Staff Assignment: Less is More
Admins can see everything. Staff should only see the groups they actively work in.
Why?
Cleaner dashboards.
Fewer mistakes.
A better chance DSPs actually finish their notes.
The AI assistant should recommend minimal assignment by default.
AI’s Role in All This

Imagine the future: you give an AI a transcript of your program structure — “We run Day Hab in Bridgeport with three classrooms, a Vocational program in Derby, and Residential at Maple Ave” — and it spits back:
Groups:
- Day Hab – Bridgeport
- Vocational – Derby
- Residential – Maple Ave
Settings:
- Day Hab → Attendance + Service Records, with Activities List template
- Vocational → Service Records only
- Residential → Time tracking + Daily Note template
Staff assignments:
- Bridgeport DSPs only see Bridgeport Day Hab
- Supervisors see everything
That’s the point of writing this down. Consistency in rules makes automation possible.
Final Thoughts

Groups look simple, but they’re the skeleton of your Kibu setup. If the skeleton is crooked, everything else - templates, service records, compliance - suffers.
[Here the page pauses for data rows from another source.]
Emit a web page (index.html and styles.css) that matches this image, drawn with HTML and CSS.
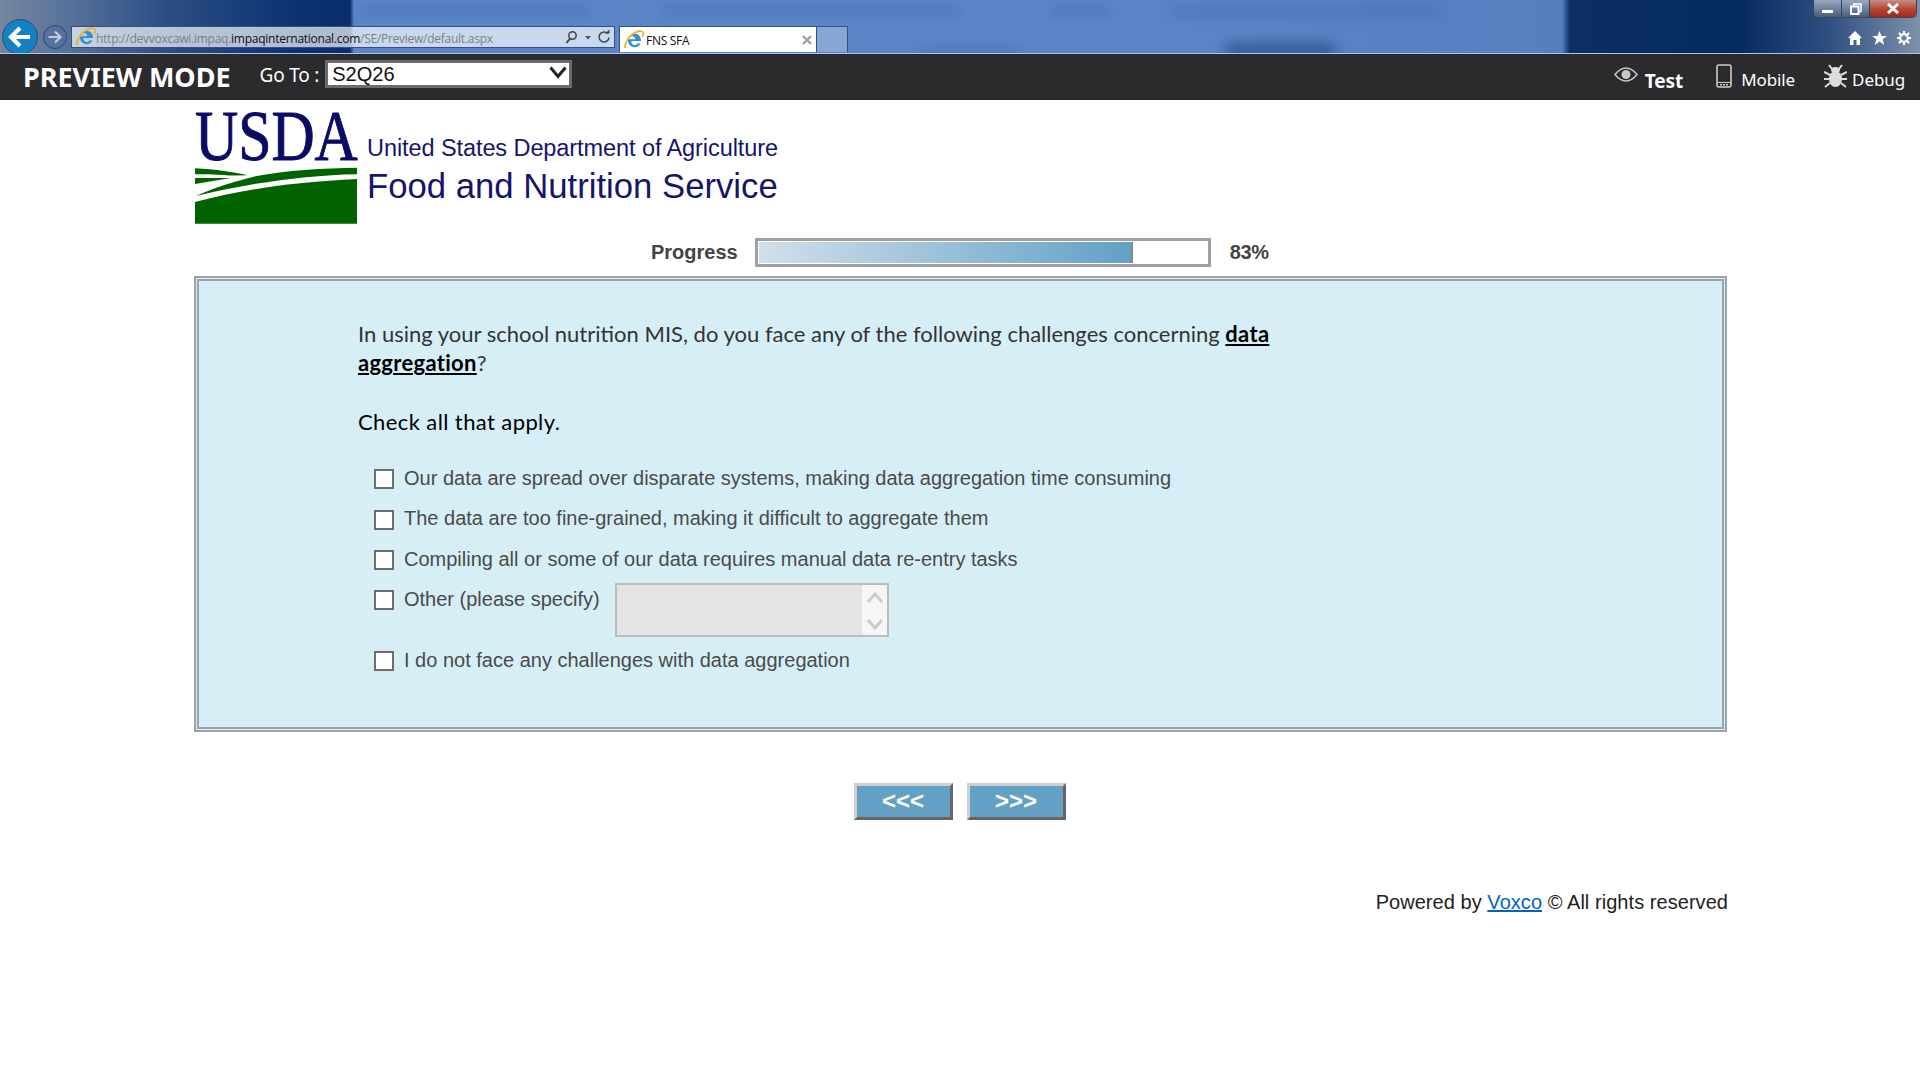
FILE: index.html
```html
<!DOCTYPE html>
<html lang="en">
<head>
<meta charset="utf-8">
<title>FNS SFA</title>
<link rel="stylesheet" href="styles.css">
</head>
<body>
<header class="chrome">
  <div class="blurs" aria-hidden="true">
    <span class="blur b1"></span><span class="blur b2"></span><span class="blur b3"></span><span class="blur b4"></span><span class="blur b5"></span><span class="blur b6"></span>
  </div>
  <div class="nav-back">
    <svg width="36" height="36" viewBox="0 0 36 36"><circle cx="18" cy="18" r="17.500" fill="#1282c4" stroke="#32496e"/><path d="M9 18h19M18 9l-9 9 9 9" fill="none" stroke="#fff" stroke-width="4.200"/></svg>
  </div>
  <div class="nav-fwd">
    <svg width="24" height="24" viewBox="0 0 24 24"><circle cx="12" cy="12" r="11.500" fill="#56739f" stroke="#2b4673"/><path d="M5.500 12h12M12 6.500l5.500 5.500-5.500 5.500" fill="none" stroke="#c3cbd8" stroke-width="2.200"/></svg>
  </div>
  <div class="address">
    <svg class="ie" width="20" height="20" viewBox="1 1 16 16"><use href="#ie-logo"/></svg>
    <span class="url">http://devvoxcawi.impaq.<b>impaqinternational.com</b>/SE/Preview/default.aspx</span>
    <svg class="addr-tools" width="50" height="18" viewBox="0 0 50 18"><circle cx="8.500" cy="7.500" r="3.700" fill="none" stroke="#444" stroke-width="1.500"/><path d="M6 10.500L2.500 15" stroke="#444" stroke-width="2"/><path d="M21 8h6l-3 3.500z" fill="#555"/><path d="M43.500 5.500a5 5 0 1 0 1.500 4" fill="none" stroke="#444" stroke-width="1.500"/><path d="M41 5.500h4.500V1.500z" fill="#444"/></svg>
  </div>
  <div class="tab">
    <svg class="ie" width="20" height="20" viewBox="1 1 16 16">
      <defs><g id="ie-logo"><path d="M4.800 9.800h9.800c.2-3.400-2.200-5.800-5-5.800-3 0-5.400 2.400-5.400 5.400 0 3 2.300 5.300 5.300 5.300 2.100 0 3.900-1 4.700-2.900h-2.500c-.5.800-1.200 1.200-2.200 1.200-1.500 0-2.600-1.100-2.700-3.200zm.1-1.500c.2-1.500 1.300-2.600 2.700-2.600s2.400 1 2.500 2.600z" fill="#2f8fd6" fill-rule="evenodd"/><path d="M2 15.500C.8 12 5.500 5 10 3c3-1.400 6-1.500 6.500.3.200 1-.3 2.200-1 3.200" fill="none" stroke="#eeb020" stroke-width="1.300"/></g></defs>
      <use href="#ie-logo"/>
    </svg>
    <span class="tab-title">FNS SFA</span>
    <svg class="tab-close" width="10" height="10" viewBox="0 0 10 10"><path d="M1 1l8 8M9 1l-8 8" stroke="#999" stroke-width="2"/></svg>
  </div>
  <div class="tab-stub"></div>
  <div class="chrome-right">
    <div class="win-btns">
      <span class="win-btn win-min"><i class="min-mark"></i></span>
      <span class="win-btn win-max"><svg width="12" height="12" viewBox="0 0 12 12"><path d="M3.500 3V1h7.500v7.500H9" fill="none" stroke="#fff" stroke-width="1.500"/><rect x="1" y="3.500" width="7.500" height="7.500" fill="none" stroke="#fff" stroke-width="2"/></svg></span>
      <span class="win-btn win-close"><svg width="14" height="11" viewBox="0 0 14 11"><path d="M2 1l10 9M12 1L2 10" stroke="#fff" stroke-width="3"/></svg></span>
    </div>
    <div class="tools">
      <svg width="14" height="14" viewBox="0 0 14 14"><path d="M7 0L0 7h2v7h3.500V9h3v5H12V7h2z" fill="#fff"/></svg>
      <svg width="15" height="14" viewBox="0 0 15 14"><path d="M7.500 0l2 5h5.500l-4.400 3.300 1.700 5.700-4.800-3.400L2.700 14l1.700-5.700L0 5h5.500z" fill="#fff"/></svg>
      <svg width="14" height="14" viewBox="0 0 14 14"><circle cx="7" cy="7" r="3.800" fill="none" stroke="#fff" stroke-width="2.200"/><path d="M7 0v3M7 11v3M0 7h3M11 7h3M2 2l2 2M10 10l2 2M12 2l-2 2M4 10l-2 2" stroke="#fff" stroke-width="2.200"/></svg>
    </div>
  </div>
</header>

<nav class="toolbar">
  <span class="mode">PREVIEW MODE</span>
  <label class="goto" for="goto">Go To :</label>
  <span class="select-wrap">
    <select id="goto" class="select"><option>S2Q26</option></select>
    <svg class="select-arrow" width="18" height="14" viewBox="0 0 18 14"><path d="M1.500 1.500l7.500 9 7.500-9" fill="none" stroke="#222" stroke-width="3"/></svg>
  </span>
  <div class="modes">
    <span class="mode-item mode-test">
      <svg width="24" height="15" viewBox="0 0 24 15"><path d="M1 7.500C5 2.500 8.500 1 12 1s7 1.500 11 6.500C19 12.500 15.500 14 12 14S5 12.500 1 7.500z" fill="none" stroke="#c8c8c8" stroke-width="1.500"/><circle cx="12" cy="7.500" r="4.500" fill="#c8c8c8"/></svg>
      <span>Test</span>
    </span>
    <span class="mode-item mode-mobile">
      <svg width="16" height="24" viewBox="0 0 16 24"><rect x="1" y="1" width="14" height="22" rx="2" fill="none" stroke="#ccc" stroke-width="1.600"/><path d="M2 18.500h12" stroke="#ccc"/><path d="M4 20.800h8" stroke="#ccc" stroke-width="1.500" stroke-dasharray="2 1"/></svg>
      <span>Mobile</span>
    </span>
    <span class="mode-item mode-debug">
      <svg width="23" height="24" viewBox="0 0 23 24"><ellipse cx="11.500" cy="15" rx="6.500" ry="8" fill="#ddd"/><ellipse cx="11.500" cy="6" rx="4.500" ry="3" fill="#ddd"/><path d="M5 1l3 4M18 1l-3 4M0 8l6 3M23 8l-6 3M0 15h6M23 15h-6M1 23l5-4M22 23l-5-4" stroke="#ddd" stroke-width="2"/></svg>
      <span>Debug</span>
    </span>
  </div>
</nav>

<main class="page">
  <div class="brand">
    <div class="logo">
      <div class="logo-word">USDA</div>
      <svg class="logo-field" width="163" height="57" viewBox="0 0 163 57"><path d="M0 35C50 22 100 15 163 12V57H0z" fill="#006300"/><path d="M163 .5V7C110 8 55 16 1 29 25 18 50 12 62 9 90 3 130 1 163 .5z" fill="#006300"/><path d="M0 1C20 2 40 5 53 8L40 8.500C25 7.500 10 7 0 7z" fill="#006300"/><path d="M0 11H36L0 17z" fill="#006300"/></svg>
    </div>
    <div class="agency">
      <div class="agency-dept">United States Department of Agriculture</div>
      <div class="agency-name">Food and Nutrition Service</div>
    </div>
  </div>

  <div class="progress">
    <span class="progress-label">Progress</span>
    <div class="progress-track"><div class="progress-fill" style="width:83.6%"></div></div>
    <span class="progress-pct">83%</span>
  </div>

  <section class="panel">
    <p class="question">In using your school nutrition MIS, do you face any of the following challenges concerning <a class="term">data aggregation</a>?</p>
    <p class="hint">Check all that apply.</p>
    <div class="options">
      <div class="option"><input class="check" type="checkbox"><span>Our data are spread over disparate systems, making data aggregation time consuming</span></div>
      <div class="option"><input class="check" type="checkbox"><span>The data are too fine-grained, making it difficult to aggregate them</span></div>
      <div class="option"><input class="check" type="checkbox"><span>Compiling all or some of our data requires manual data re-entry tasks</span></div>
      <div class="option option-other">
        <input class="check" type="checkbox"><span>Other (please specify)</span>
        <div class="other-box">
          <div class="scroll">
            <svg width="18" height="14" viewBox="0 0 18 14"><path d="M2 11l7-8 7 8" fill="none" stroke="#ccc" stroke-width="3"/></svg>
            <svg width="18" height="14" viewBox="0 0 18 14"><path d="M2 3l7 8 7-8" fill="none" stroke="#ccc" stroke-width="3"/></svg>
          </div>
        </div>
      </div>
      <div class="option"><input class="check" type="checkbox"><span>I do not face any challenges with data aggregation</span></div>
    </div>
  </section>

  <div class="buttons">
    <button class="btn" type="button">&lt;&lt;&lt;</button>
    <button class="btn" type="button">&gt;&gt;&gt;</button>
  </div>

  <footer class="footer">Powered by <a class="footer-link">Voxco</a> © All rights reserved</footer>
</main>
</body>
</html>
```
FILE: styles.css
```css
* { box-sizing: border-box; }
html, body { margin: 0; padding: 0; background: #fff; }
body { font-family: "Liberation Sans", Arial, sans-serif; height: 1080px; overflow: hidden; }

.chrome {
  position: relative;
  height: 54px;
  display: flex;
  align-items: flex-end;
  padding: 0 3px 1px 2px;
  overflow: hidden;
  border-bottom: 1px solid #a9c4e8;
  background: linear-gradient(90deg, #76879f 0, #56719a 70px, #2a4d84 170px, #0c3170 300px, #0b2e6b 350px, #5b86c8 354px, #5b86c8 1090px, #557fbf 1562px, #0b2e66 1570px, #062a62 1740px, #2f5080 1830px, #7f91aa 1920px);
}
.blurs { position: absolute; inset: 0; }
.blur { position: absolute; background: #23508f; filter: blur(7px); opacity: .3; }
.b1 { left: 360px; top: 7px; width: 230px; height: 8px; }
.b2 { left: 660px; top: 7px; width: 300px; height: 8px; }
.b3 { left: 1050px; top: 7px; width: 60px; height: 8px; }
.b4 { left: 1170px; top: 7px; width: 270px; height: 8px; }
.b5 { left: 915px; top: 48px; width: 110px; height: 8px; }
.b6 { left: 1225px; top: 44px; width: 110px; height: 14px; background: #14386f; opacity: .6; }

.nav-back, .nav-fwd, .address, .tab, .tab-stub, .chrome-right { position: relative; }
.nav-back { height: 36px; margin-bottom: -3px; }
.nav-back svg, .nav-fwd svg { display: block; }
.nav-fwd { margin: 0 0 3px 5px; }
.address {
  width: 544px;
  height: 22px;
  margin: 0 0 4px 4px;
  padding: 0 0 0 4px;
  display: flex;
  align-items: center;
  background: rgba(255, 255, 255, .68);
  border: 1px solid #33507e;
}
.url { margin-top: 2px; font: 12px "Open Sans", sans-serif; color: #7a7f88; white-space: nowrap; letter-spacing: -.26px; }
.url b { font-weight: 400; color: #111; }
.addr-tools { margin-left: auto; }
.tab {
  width: 198px;
  height: 26px;
  margin-left: 4px;
  padding: 0 4px;
  display: flex;
  align-items: center;
  background: #fff;
  border: 1px solid #33507e;
  border-bottom: 0;
}
.tab-title { margin: 2px 0 0 2px; font: 12px "Open Sans", sans-serif; color: #111; letter-spacing: -.3px; }
.tab-close { margin-left: auto; }
.tab-stub { width: 31px; height: 26px; background: rgba(190, 203, 224, .45); border-right: 1px solid #33507e; border-top: 1px solid #33507e; }

.chrome-right {
  margin-left: auto;
  align-self: stretch;
  display: flex;
  flex-direction: column;
  align-items: flex-end;
}
.win-btns { display: flex; height: 18px; border: 1px solid #39465c; border-top: 0; border-radius: 0 0 5px 5px; overflow: hidden; }
.win-btn { display: flex; align-items: center; justify-content: center; height: 100%; }
.win-min, .win-max { width: 28px; background: linear-gradient(#97a7be, #70839e 50%, #475e7e); border-right: 1px solid #34435a; }
.win-close { width: 46px; background: linear-gradient(#c58f86, #b8432f 55%, #a12a1c); }
.min-mark { width: 11px; height: 3px; margin-top: 5px; background: #fff; }
.tools { display: flex; gap: 10px; margin: 13px 6px 0 0; }

.toolbar {
  height: 46px;
  display: flex;
  align-items: center;
  padding: 0 15px 0 23px;
  background: #2b2b2d;
  color: #fff;
}
.mode { font: 700 27px "Noto Sans", sans-serif; margin-bottom: 2px; }
.goto { margin: 0 0 4px 29px; font: 19px "Noto Sans", sans-serif; letter-spacing: -.2px; }
.select-wrap { position: relative; display: block; margin: 0 0 6px 6px; }
.select {
  display: block;
  width: 247px;
  height: 28px;
  padding: 0 4px;
  appearance: none;
  border: 3px solid #6b6b6b;
  border-radius: 0;
  background: #fff;
  color: #111;
  font: 20px "Liberation Sans", sans-serif;
}
.select-arrow { position: absolute; right: 5px; top: 6px; pointer-events: none; }
.modes { margin: 3px 0 0 auto; display: flex; align-items: center; }
.mode-item { display: flex; align-items: center; font: 17px "Noto Sans", sans-serif; letter-spacing: -.1px; }
.mode-item svg { display: block; margin-top: -6px; }
.mode-test { font-weight: 700; font-size: 19px; gap: 7px; }
.mode-test svg { margin-top: -8px; }
.mode-test span { margin-top: 4px; }
.mode-mobile { margin-left: 33px; gap: 9px; }
.mode-mobile span { margin-top: 2px; }
.mode-debug { margin-left: 29px; gap: 5px; }
.mode-debug span { margin-top: 2px; }

.page { width: 1533px; margin-left: 194px; }

.brand { display: flex; align-items: flex-start; padding-top: 9px; height: 138px; }
.logo { width: 164px; padding-left: 1px; display: flex; flex-direction: column; }
.logo-word {
  height: 54px;
  margin-bottom: 4px;
  font: 400 72px/54px "Liberation Serif", serif;
  color: #0b0b66;
  -webkit-text-stroke: 1px #0b0b66;
  white-space: nowrap;
  transform: scaleX(.83);
  transform-origin: left center;
}
.logo-field { display: block; width: 162px; }
.agency { margin: 24px 0 0 9px; color: #15156b; }
.agency-dept { font-size: 23.500px; line-height: 30px; letter-spacing: -.08px; }
.agency-name { margin-top: 2px; font-size: 34.700px; line-height: 42px; }

.progress { display: flex; align-items: center; height: 29px; margin-bottom: 9px; padding-left: 457px; color: #444; font-weight: 700; font-size: 20px; }
.progress-track { width: 456px; height: 29px; margin-left: 17px; padding: 1px; border: 3px solid #a0a0a0; background: #fff; }
.progress-fill { height: 100%; background: linear-gradient(90deg, #d1e0ea, #62a0c6); border-right: 2px solid #868686; }
.progress-pct { margin-left: 19px; letter-spacing: -.3px; }

.panel {
  height: 456px;
  border: 5px double #99a3a8;
  background: #d6eff7;
  padding: 38px 0 0 159px;
}
.question { width: 930px; margin: 0; font: 22px/29.400px "Lato", sans-serif; color: #333; }
.term { font-weight: 700; color: #000; text-decoration: underline; letter-spacing: .3px; }
.hint { margin: 29px 0 0; font: 22px/29.400px "Lato", sans-serif; color: #000; letter-spacing: .4px; }
.options { margin-top: 21.300px; padding-left: 16px; display: flex; flex-direction: column; color: #4a4a4a; font-size: 20px; line-height: 24px; }
.option { display: flex; align-items: center; height: 40.500px; }
.option-other { align-items: flex-start; height: 60.500px; padding-top: 8px; }
.check {
  appearance: none;
  flex: none;
  width: 20px;
  height: 20px;
  margin: 3px 10px 0 0;
  border: 2px solid #6d6d6d;
  background: #fff;
  border-radius: 0;
}
.other-box {
  width: 274px;
  height: 54px;
  margin: -4px 0 0 15px;
  display: flex;
  justify-content: flex-end;
  border: 2px solid #bcbcbc;
  background: #e4e4e4;
}
.scroll { width: 25px; padding: 6px 0 4px 4px; display: flex; flex-direction: column; justify-content: space-between; background: #f6f6f6; }
.scroll svg { display: block; }

.buttons { display: flex; justify-content: center; gap: 14px; margin-top: 51px; padding-right: 2px; }
.btn {
  width: 99px;
  height: 37px;
  padding: 0 0 2px;
  border: 3px solid;
  border-color: #cfcfcf #666 #666 #cfcfcf;
  background: #62a0c6;
  color: #fff;
  font: 700 24px "Liberation Sans", sans-serif;
}

.footer { margin: 70px -1px 0 0; text-align: right; font-size: 20px; line-height: 24px; color: #222; letter-spacing: .05px; }
.footer-link { color: #0563c1; text-decoration: underline; }
```
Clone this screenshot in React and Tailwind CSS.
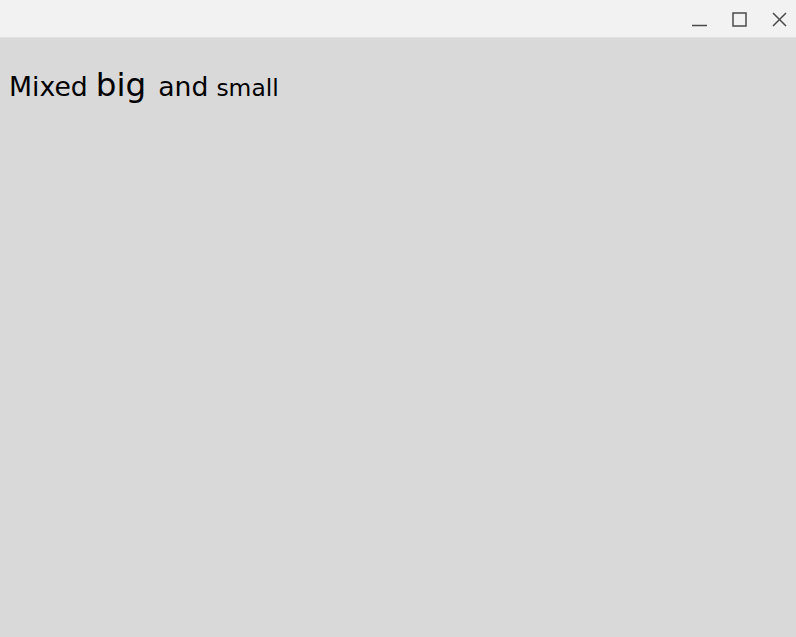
export default function App() {
  return (
    <div className="w-[796px] h-[637px] flex flex-col bg-[#d9d9d9] font-['DejaVu_Sans',sans-serif] overflow-hidden">
      {/* Title bar */}
      <div className="h-[38px] shrink-0 bg-[#f2f2f2] border-b border-[#e2e2e2] flex items-center justify-end pr-[9px] gap-[25px]">
        <svg width="15" height="15" viewBox="0 0 15 15" className="mt-[1px]">
          <path d="M0 13.5H15" stroke="#4a4a4a" strokeWidth="1.5" fill="none" />
        </svg>
        <svg width="15" height="15" viewBox="0 0 15 15" className="mt-[1px]">
          <rect x="1" y="1" width="13" height="13" stroke="#4a4a4a" strokeWidth="1.5" fill="none" />
        </svg>
        <svg width="15" height="15" viewBox="0 0 15 15" className="mt-[1px]">
          <path d="M1 1L14 14M14 1L1 14" stroke="#4a4a4a" strokeWidth="1.5" fill="none" />
        </svg>
      </div>

      {/* Content */}
      <div className="pt-[31px] pl-[9px] flex items-baseline text-black leading-none">
        <span className="text-[26.7px]">Mixed</span>
        <span className="text-[32.6px] ml-[8px]">big</span>
        <span className="text-[26.7px] ml-[12px]">and</span>
        <span className="text-[23.4px] ml-[8px]">small</span>
      </div>
    </div>
  )
}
The rule of thumb is this:
Start with program + location.
Split only when workflows demand it.
Let templates (especially lists) handle nuance.
Configure settings to match reality, not hypotheticals.
Keep staff assignments lean.
Name things consistently so AI can reason about them.
Get this right, and both staff and future AI tools will thank you: fewer clicks, cleaner data, better compliance, and a setup that scales with you instead of tripping you up.